■ **What is required**
Retype all material exactly. Pictures stay out of the copy.
* * * * * * *
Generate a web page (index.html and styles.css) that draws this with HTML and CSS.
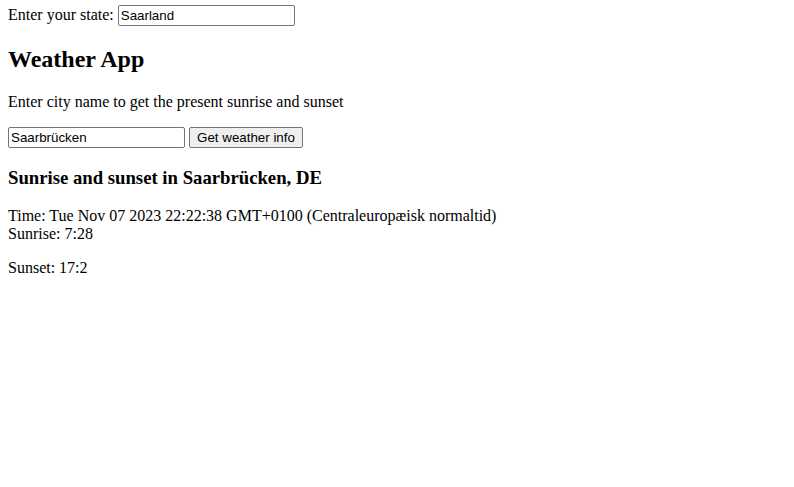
FILE: index.html
```html
<!DOCTYPE html>
<html>
<head>
<meta charset="utf-8">
<link rel="stylesheet" href="styles.css">
</head>
<body>
<label class="state">Enter your state: <input class="field" type="text" value="Saarland"></label>
<h2 class="title">Weather App</h2>
<p class="intro">Enter city name to get the present sunrise and sunset</p>
<div class="search"><input class="field" type="text" value="Saarbrücken"> <button class="btn">Get weather info</button></div>
<h3 class="place">Sunrise and sunset in Saarbrücken, DE</h3>
<p class="info">Time: Tue Nov 07 2023 22:22:38 GMT+0100 (Centraleuropæisk normaltid)<br>Sunrise: 7:28</p>
<p class="info">Sunset: 17:2</p>
</body>
</html>
```
FILE: styles.css
```css
body {
  margin: 5px 8px 8px;
  font-family: "Liberation Serif", "Times New Roman", serif;
  font-size: 16px;
  color: #000;
  background: #fff;
}
.field {
  font-family: "Liberation Sans", Arial, sans-serif;
  font-size: 13.333px;
  box-sizing: border-box;
  width: 177px;
  height: 21px;
  padding: 1px 2px;
  border: 1px solid #767676;
  border-radius: 2px;
  color: #000;
  background: #fff;
}
.btn {
  font-family: "Liberation Sans", Arial, sans-serif;
  font-size: 13.333px;
  box-sizing: border-box;
  width: 114px;
  height: 21px;
  padding: 1px 6px;
  border: 1px solid #767676;
  border-radius: 2px;
  background: #efefef;
  color: #000;
}
.title {
  font-size: 1.5em;
  margin: 0.83em 0;
}
.place {
  font-size: 1.17em;
  margin: 1em 0;
}
.intro, .info {
  margin: 1em 0;
}
```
* * * * * * *
■ **Reply**
Generate a web page (index.html and styles.css) that draws this with HTML and CSS.
FILE: index.html
```html
<!DOCTYPE html>
<html>
<head>
<meta charset="utf-8">
<link rel="stylesheet" href="styles.css">
</head>
<body>
<label class="state">Enter your state: <input class="field" type="text" value="Saarland"></label>
<h2 class="title">Weather App</h2>
<p class="intro">Enter city name to get the present sunrise and sunset</p>
<div class="search"><input class="field" type="text" value="Saarbrücken"> <button class="btn">Get weather info</button></div>
<h3 class="place">Sunrise and sunset in Saarbrücken, DE</h3>
<p class="info">Time: Tue Nov 07 2023 22:22:38 GMT+0100 (Centraleuropæisk normaltid)<br>Sunrise: 7:28</p>
<p class="info">Sunset: 17:2</p>
</body>
</html>
```
FILE: styles.css
```css
body {
  margin: 5px 8px 8px;
  font-family: "Liberation Serif", "Times New Roman", serif;
  font-size: 16px;
  color: #000;
  background: #fff;
}
.field {
  font-family: "Liberation Sans", Arial, sans-serif;
  font-size: 13.333px;
  box-sizing: border-box;
  width: 177px;
  height: 21px;
  padding: 1px 2px;
  border: 1px solid #767676;
  border-radius: 2px;
  color: #000;
  background: #fff;
}
.btn {
  font-family: "Liberation Sans", Arial, sans-serif;
  font-size: 13.333px;
  box-sizing: border-box;
  width: 114px;
  height: 21px;
  padding: 1px 6px;
  border: 1px solid #767676;
  border-radius: 2px;
  background: #efefef;
  color: #000;
}
.title {
  font-size: 1.5em;
  margin: 0.83em 0;
}
.place {
  font-size: 1.17em;
  margin: 1em 0;
}
.intro, .info {
  margin: 1em 0;
}
```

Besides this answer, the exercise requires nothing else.